I attended Digital Summit Atlanta on May on May 24th and May 25th 2016 and I had a couple of takeaways that I feel relate Improvisation to the land of UX and Design.
The first takeaway was related to the excellent talk given by Austin Knight titled “Design is Not Art”. The original blog post that became the talk is here:
Austin’s talk went over the key differences between Art and Design but what really caught my “Improviser’s mind” was the last part of the talk that started off by talking about “The Death of the Ego”. And as Austin writes in his original post that lead to his talk…
“While the differences between design and art are interesting, they aren’t the key take-away here. Rather, from my point of view, the most important learning is that ego has no place in design.”
Austin then goes on to talk about the “humble designer” and lists a few things about the humble designer.

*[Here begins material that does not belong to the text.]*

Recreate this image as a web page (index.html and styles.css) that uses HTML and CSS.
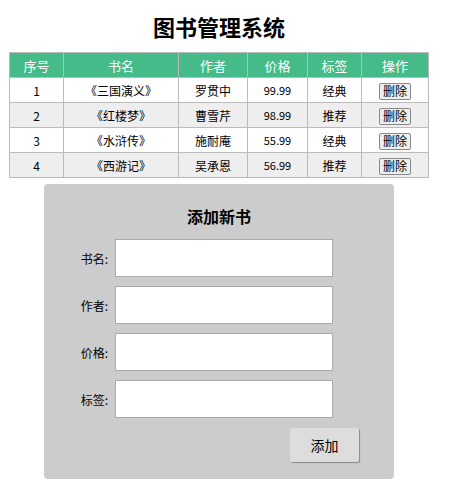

- Humble designers create things that exist ouside of themselves. The design is about the user, not the designer.
- In order to create a product that properly serves its purpose, the design must be adequately informed by outside data. Designers don’t magically create masterpieces; they collect and interpret information that empowers them to create masterpieces. Design is not a talent; it’s a skill.
- Designers must leverage creativity in a thoughtful way, so that the design can better serve its purpose. The design should be built with intent; there should be reason and justification behind the decisions made.
All 3 items in the list above most definitely relate to Improvisers and how they approach their work. Improvisers are trained to not have to think but do and not let their egos get in the way. I’d like to relate Austin’s list above to Improvisers and how they work.
- Humble improvisers create outside of themselves with their fellow improvisers. The scene is about what’s going on between the characters not what the improviser thinks they need to do to look cool/funny/interesting to the audience.
- In order for an improviser to create they need input from their fellow improvisers. Together they build a scene line by line. This is what improvisers are trained to do. Improvisers collect and interpret information so they can add new information and advance the scene in new, interesting and often, unexpected ways.
- Improvisers have to be ready to justify new information. Things can happen out of nowhere that can change the dynamic of a scene in an instant. It forces them to be nimble AND creative. However, if they let their ego take over and think that they’re idea is the most important new information will be brushed aside and the new idea offered will never be explored and die.
So improvisers are continually training themselves to be able to let go of their ego. It’s not something we normally think of in our day to day jobs. I’m completely guilty of it too. I’ve worked on wireframes and other designs that I thought were great only to have them picked apart during a review session. Usually when that has happened it’s because I wasn’t thinking as much about the user as I was about how I would want the interface to work.
I believe that all of us working in UX can benefit by making improv exercises a part of our daily routine. They can be included at the start of meetings, just for fun at the end of the work day or send everyone out to classes and bring that new knowledge and mindset back. BUT you have to practice it daily or it won’t become a part of you and how you think, operate and treat other people.
So thank you Austin for your great talk and stressing the importance of trying to be ego free and humble when we do our work.